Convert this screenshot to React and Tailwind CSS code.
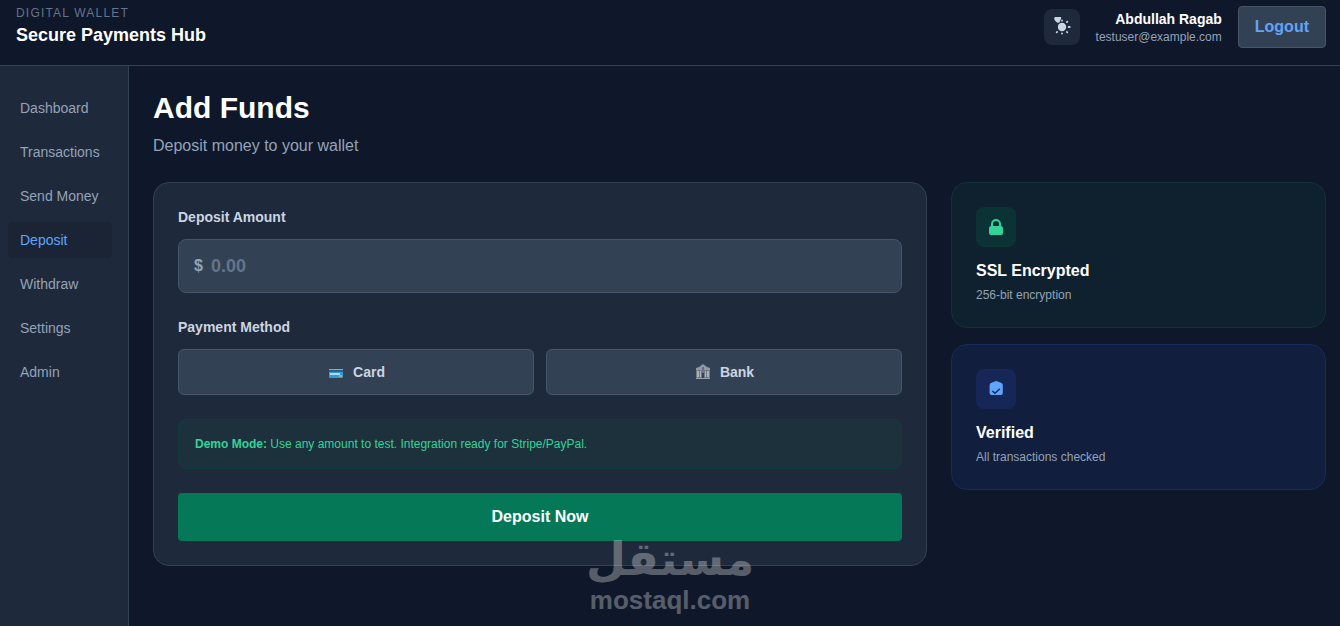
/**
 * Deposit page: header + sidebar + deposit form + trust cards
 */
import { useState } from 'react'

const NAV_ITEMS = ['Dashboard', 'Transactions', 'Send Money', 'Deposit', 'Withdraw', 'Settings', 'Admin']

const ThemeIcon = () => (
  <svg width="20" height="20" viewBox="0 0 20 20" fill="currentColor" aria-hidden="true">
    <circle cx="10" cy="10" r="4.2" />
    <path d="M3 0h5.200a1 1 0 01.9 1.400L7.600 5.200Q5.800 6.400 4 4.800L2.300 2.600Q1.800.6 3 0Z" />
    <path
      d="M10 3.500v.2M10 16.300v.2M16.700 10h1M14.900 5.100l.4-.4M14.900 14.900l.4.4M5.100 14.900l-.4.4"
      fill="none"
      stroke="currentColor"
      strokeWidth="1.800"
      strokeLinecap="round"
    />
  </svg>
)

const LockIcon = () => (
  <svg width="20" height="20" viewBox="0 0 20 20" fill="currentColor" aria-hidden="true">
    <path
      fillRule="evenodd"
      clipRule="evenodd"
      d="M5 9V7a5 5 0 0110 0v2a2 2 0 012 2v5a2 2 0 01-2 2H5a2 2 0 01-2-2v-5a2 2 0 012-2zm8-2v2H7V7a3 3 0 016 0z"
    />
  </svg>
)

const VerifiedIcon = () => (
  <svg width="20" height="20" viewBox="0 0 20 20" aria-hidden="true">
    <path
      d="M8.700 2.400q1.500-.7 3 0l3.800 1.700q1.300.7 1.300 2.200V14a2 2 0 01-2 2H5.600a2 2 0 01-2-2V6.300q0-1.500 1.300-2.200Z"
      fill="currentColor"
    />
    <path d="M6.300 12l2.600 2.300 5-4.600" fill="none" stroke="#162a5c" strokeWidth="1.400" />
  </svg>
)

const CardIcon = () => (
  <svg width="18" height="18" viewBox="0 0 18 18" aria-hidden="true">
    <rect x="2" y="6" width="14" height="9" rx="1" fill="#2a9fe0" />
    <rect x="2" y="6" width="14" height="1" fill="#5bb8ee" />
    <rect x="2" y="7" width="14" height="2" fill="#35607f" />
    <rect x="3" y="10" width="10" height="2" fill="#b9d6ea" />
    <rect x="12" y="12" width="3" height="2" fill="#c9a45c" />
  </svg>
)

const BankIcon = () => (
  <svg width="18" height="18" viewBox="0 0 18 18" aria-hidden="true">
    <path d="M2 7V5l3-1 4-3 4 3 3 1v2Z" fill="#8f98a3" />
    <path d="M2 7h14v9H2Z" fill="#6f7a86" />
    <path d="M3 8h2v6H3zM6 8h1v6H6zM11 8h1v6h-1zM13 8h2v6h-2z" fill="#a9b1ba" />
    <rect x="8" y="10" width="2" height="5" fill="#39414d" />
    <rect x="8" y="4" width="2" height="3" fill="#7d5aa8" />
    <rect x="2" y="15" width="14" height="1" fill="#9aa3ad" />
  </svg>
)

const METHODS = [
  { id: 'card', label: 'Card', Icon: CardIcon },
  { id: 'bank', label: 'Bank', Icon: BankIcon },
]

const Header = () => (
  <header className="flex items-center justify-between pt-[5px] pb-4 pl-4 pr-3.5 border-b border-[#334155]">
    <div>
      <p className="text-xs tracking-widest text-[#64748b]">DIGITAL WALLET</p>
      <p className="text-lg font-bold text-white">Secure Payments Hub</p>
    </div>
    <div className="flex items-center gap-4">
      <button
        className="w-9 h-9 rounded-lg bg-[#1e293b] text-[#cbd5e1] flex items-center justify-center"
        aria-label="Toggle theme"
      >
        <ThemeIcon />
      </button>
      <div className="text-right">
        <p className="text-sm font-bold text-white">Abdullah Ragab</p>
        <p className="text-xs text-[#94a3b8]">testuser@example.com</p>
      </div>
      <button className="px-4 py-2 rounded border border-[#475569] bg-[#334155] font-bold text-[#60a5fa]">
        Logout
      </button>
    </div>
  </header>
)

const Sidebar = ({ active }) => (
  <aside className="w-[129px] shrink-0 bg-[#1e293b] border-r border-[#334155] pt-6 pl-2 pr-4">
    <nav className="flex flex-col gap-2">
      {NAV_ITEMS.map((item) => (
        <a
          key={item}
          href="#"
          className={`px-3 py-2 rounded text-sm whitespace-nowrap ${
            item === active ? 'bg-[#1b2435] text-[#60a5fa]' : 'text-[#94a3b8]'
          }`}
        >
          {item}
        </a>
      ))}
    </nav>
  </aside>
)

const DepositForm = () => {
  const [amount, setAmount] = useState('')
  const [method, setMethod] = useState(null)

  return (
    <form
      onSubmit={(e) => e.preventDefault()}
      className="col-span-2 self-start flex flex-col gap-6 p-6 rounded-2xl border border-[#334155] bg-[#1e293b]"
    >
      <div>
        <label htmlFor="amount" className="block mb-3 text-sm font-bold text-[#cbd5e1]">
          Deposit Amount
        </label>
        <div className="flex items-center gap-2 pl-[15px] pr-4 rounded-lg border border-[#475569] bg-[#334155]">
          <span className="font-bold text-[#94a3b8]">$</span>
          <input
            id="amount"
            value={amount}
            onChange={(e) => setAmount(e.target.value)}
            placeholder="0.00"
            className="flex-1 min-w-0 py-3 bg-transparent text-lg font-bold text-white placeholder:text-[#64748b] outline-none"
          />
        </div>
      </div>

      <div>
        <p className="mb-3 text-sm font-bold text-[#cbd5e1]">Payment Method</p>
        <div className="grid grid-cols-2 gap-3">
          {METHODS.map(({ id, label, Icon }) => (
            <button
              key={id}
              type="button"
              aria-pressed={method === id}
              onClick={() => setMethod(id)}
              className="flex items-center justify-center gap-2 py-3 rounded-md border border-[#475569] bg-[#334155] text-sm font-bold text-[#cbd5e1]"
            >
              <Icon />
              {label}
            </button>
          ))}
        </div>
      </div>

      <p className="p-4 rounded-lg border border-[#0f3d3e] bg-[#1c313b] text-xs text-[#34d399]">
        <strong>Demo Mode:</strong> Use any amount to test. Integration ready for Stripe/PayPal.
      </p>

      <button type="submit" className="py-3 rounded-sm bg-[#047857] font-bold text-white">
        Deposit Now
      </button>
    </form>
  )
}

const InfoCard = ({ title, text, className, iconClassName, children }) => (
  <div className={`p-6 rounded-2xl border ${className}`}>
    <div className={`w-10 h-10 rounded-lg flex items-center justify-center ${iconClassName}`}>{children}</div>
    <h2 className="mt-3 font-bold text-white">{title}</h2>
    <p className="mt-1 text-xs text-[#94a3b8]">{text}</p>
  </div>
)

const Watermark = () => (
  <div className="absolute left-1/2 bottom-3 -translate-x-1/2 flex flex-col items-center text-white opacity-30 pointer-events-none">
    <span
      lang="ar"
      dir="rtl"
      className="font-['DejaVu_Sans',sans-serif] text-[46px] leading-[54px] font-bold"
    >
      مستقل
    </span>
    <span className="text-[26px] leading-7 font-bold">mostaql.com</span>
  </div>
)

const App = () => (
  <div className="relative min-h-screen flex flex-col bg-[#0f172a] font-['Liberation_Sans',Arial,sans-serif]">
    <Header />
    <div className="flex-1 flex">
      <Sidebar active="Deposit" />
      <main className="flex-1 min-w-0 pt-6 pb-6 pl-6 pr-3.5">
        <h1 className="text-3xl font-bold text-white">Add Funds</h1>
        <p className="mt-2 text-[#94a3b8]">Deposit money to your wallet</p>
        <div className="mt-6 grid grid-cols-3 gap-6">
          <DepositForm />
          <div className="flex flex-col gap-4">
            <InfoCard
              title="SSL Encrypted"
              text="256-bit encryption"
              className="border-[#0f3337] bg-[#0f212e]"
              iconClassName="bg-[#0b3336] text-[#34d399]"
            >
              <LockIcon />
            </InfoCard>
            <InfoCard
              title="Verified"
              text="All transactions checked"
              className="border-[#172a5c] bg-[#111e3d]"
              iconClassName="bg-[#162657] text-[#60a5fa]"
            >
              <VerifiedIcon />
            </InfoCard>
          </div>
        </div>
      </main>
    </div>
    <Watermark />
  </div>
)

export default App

# # # # #

Task objective
Reproduce the material above exactly, first line through the line that contains "const NAV_ITEMS = ['Dashboard', 'Transactions', 'Send", minus the pictures.

Answer to the problem
Convert this screenshot to React and Tailwind CSS code.
/**
 * Deposit page: header + sidebar + deposit form + trust cards
 */
import { useState } from 'react'

const NAV_ITEMS = ['Dashboard', 'Transactions', 'Send Money', 'Deposit', 'Withdraw', 'Settings', 'Admin']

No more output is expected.